Ms. Willingham also believes that, at the end of her case, she is entitled to appeal from any orders entered during the case. She is mistaken: the time to appeal many of the orders she challenges expired long ago.
We AFFIRM the closing of the case, and we DISMISS as untimely her appeal from the orders disposing of her homestead exemption and her proofs of claim.
We exercise our discretion to take judicial notice of documents electronically filed in the underlying bankruptcy case and related cases. See Atwood v. Chase Manhattan Mortg. Co. (In re Atwood), 293 B.R. 227, 233 n.9 (9th Cir. BAP 2003).
A. Ms. Willingham's bankruptcy petition
Ms. Willingham filed an individual chapter 7 petition in July 2020. She disclosed that she was in the process of divorcing her estranged husband, Charles Richard Willingham. Appellee Jerry Namba was appointed chapter 7 trustee ("Trustee").
Ms. Willingham scheduled three pieces of real property:
• Her residence in Solvang, California ("Solvang Property") that she valued at $2.2 million. She claimed a $175,000 homestead exemption and indicated her intention that the Trustee sell the Solvang Property.
• A condominium unit in Houston, Texas ("Texas Property") that she described as her husband's residence that he had allegedly acquired with community assets. She indicated her intention to surrender the property.
• A single-family home in San Bernardino, California ("San Bernardino Property") that her husband had inherited; she claimed that he used community assets to pay the mortgage. She indicated her intention to surrender the property.
She also scheduled claims against her husband for allegedly transferring nearly $300,000 in community assets without her knowledge or consent. Alternatively, she asserted an equitable interest in the accounts and property allegedly funded with community assets.

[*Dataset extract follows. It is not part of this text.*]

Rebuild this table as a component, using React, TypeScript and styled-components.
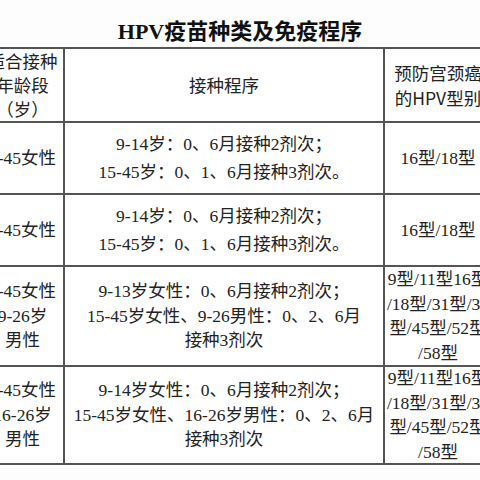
import * as React from "react";
import styled, { createGlobalStyle } from "styled-components";

const GlobalStyle = createGlobalStyle`
  html, body {
    margin: 0;
    padding: 0;
    background: #ffffff;
    width: 480px;
    height: 480px;
    overflow: hidden;
  }
`;

const Page = styled.div`
  width: 480px;
  height: 480px;
  overflow: hidden;
  background: #fdfdfd;
  color: #222;
`;

const Title = styled.h1`
  margin: 0;
  height: 47px;
  padding-top: 17px;
  box-sizing: border-box;
  font-family: "Liberation Serif", "Noto Sans CJK SC", serif;
  font-size: 22px;
  font-weight: 700;
  line-height: 30px;
  text-align: center;
  color: #111;
`;

const Table = styled.div`
  display: grid;
  grid-template-columns: 81px 318px 106px;
  grid-template-rows: 72px 70px 70px 98px 96px;
  gap: 2px;
  width: max-content;
  margin-left: -20px;
  border: 2px solid #555;
  background: #555;
`;

const Cell = styled.div<{ $head?: boolean; $dense?: boolean }>`
  background: #fff;
  display: flex;
  flex-direction: column;
  align-items: center;
  justify-content: center;
  text-align: center;
  white-space: nowrap;
  font-family: ${(p) =>
    p.$head
      ? `"Noto Sans CJK SC", "Liberation Sans", sans-serif`
      : `"Liberation Serif", "Noto Sans CJK SC", serif`};
  font-size: 17.5px;
  line-height: ${(p) => (p.$head ? "24px" : p.$dense ? "24.5px" : "28px")};
  color: #222;
`;

type Row = { age: string[]; plan: string[]; types: string[] };

const rows: Row[] = [
  {
    age: ["9-45女性"],
    plan: ["9-14岁：0、6月接种2剂次；", "15-45岁：0、1、6月接种3剂次。"],
    types: ["16型/18型"],
  },
  {
    age: ["9-45女性"],
    plan: ["9-14岁：0、6月接种2剂次；", "15-45岁：0、1、6月接种3剂次。"],
    types: ["16型/18型"],
  },
  {
    age: ["9-45女性", "9-26岁", "男性"],
    plan: ["9-13岁女性：0、6月接种2剂次；", "15-45岁女性、9-26男性：0、2、6月", "接种3剂次"],
    types: ["9型/11型16型", "/18型/31型/33", "型/45型/52型", "/58型"],
  },
  {
    age: ["9-45女性", "16-26岁", "男性"],
    plan: ["9-14岁女性：0、6月接种2剂次；", "15-45岁女性、16-26岁男性：0、2、6月", "接种3剂次"],
    types: ["9型/11型16型", "/18型/31型/33", "型/45型/52型", "/58型"],
  },
];

const Lines: React.FC<{ lines: string[] }> = ({ lines }) => (
  <>
    {lines.map((l, i) => (
      <span key={i}>{l}</span>
    ))}
  </>
);

export default function App() {
  return (
    <Page>
      <GlobalStyle />
      <Title>HPV疫苗种类及免疫程序</Title>
      <Table>
        <Cell $head>
          <Lines lines={["适合接种", "年龄段", "（岁）"]} />
        </Cell>
        <Cell $head>接种程序</Cell>
        <Cell $head style={{ lineHeight: "25px" }}>
          <Lines lines={["预防宫颈癌", "的HPV型别"]} />
        </Cell>
        {rows.map((r, i) => (
          <React.Fragment key={i}>
            <Cell $dense>
              <Lines lines={r.age} />
            </Cell>
            <Cell $dense={r.plan.length > 2}>
              <Lines lines={r.plan} />
            </Cell>
            <Cell $dense>
              <Lines lines={r.types} />
            </Cell>
          </React.Fragment>
        ))}
      </Table>
    </Page>
  );
}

Ms. Willingham received her discharge on October 26, 2020.
B. The motion to sell and distribution of the homestead exemption
In November 2020, the Trustee filed a motion to sell the Solvang Property ("Motion to Sell") and pay to Ms. Willingham the $175,000 homestead exemption; no one had objected to her claimed exemption.
Mr. Willingham filed a response to the Motion to Sell. He admitted that the Solvang Property was estate property but asserted that he had a community claim against a substantial portion of the net sale proceeds.
On or around November 30, 2020, Mr. Willingham filed a chapter 7 bankruptcy petition in Houston, Texas. The Trustee filed a supplemental brief to address the effect of Mr. Willingham's bankruptcy case and urged the court to deny Mr. Willingham's claim to the sale proceeds.
After a hearing, the bankruptcy court entered its order ("Sale Order") on December 11, 2020, authorizing the Trustee to sell the Solvang Property for $1.9 million. The court directed escrow to disburse $87,000 of the homestead exemption to Ms. Willingham and ordered the Trustee to hold the balance of the exemption.
At a further hearing regarding the disbursement of the sale proceeds, the bankruptcy court tentatively ruled that the Texas bankruptcy court should decide the disposition of the remainder of the homestead exemption. Ms. Willingham's counsel agreed:
[U]pon further thought after reviewing all the pleadings, I think your analysis is correct. I don't think that this is property of the bankruptcy estate anymore. And I don't really think that the California bankruptcy court really has jurisdiction to decide where the money goes.
So as it stands, granting the relief requested by the trustee and allowing the homestead exemption to go to the debtor makes sense and then whatever the Texas trustee decides to do, then Ms. Willingham will have to file an appropriate pleading in response to that.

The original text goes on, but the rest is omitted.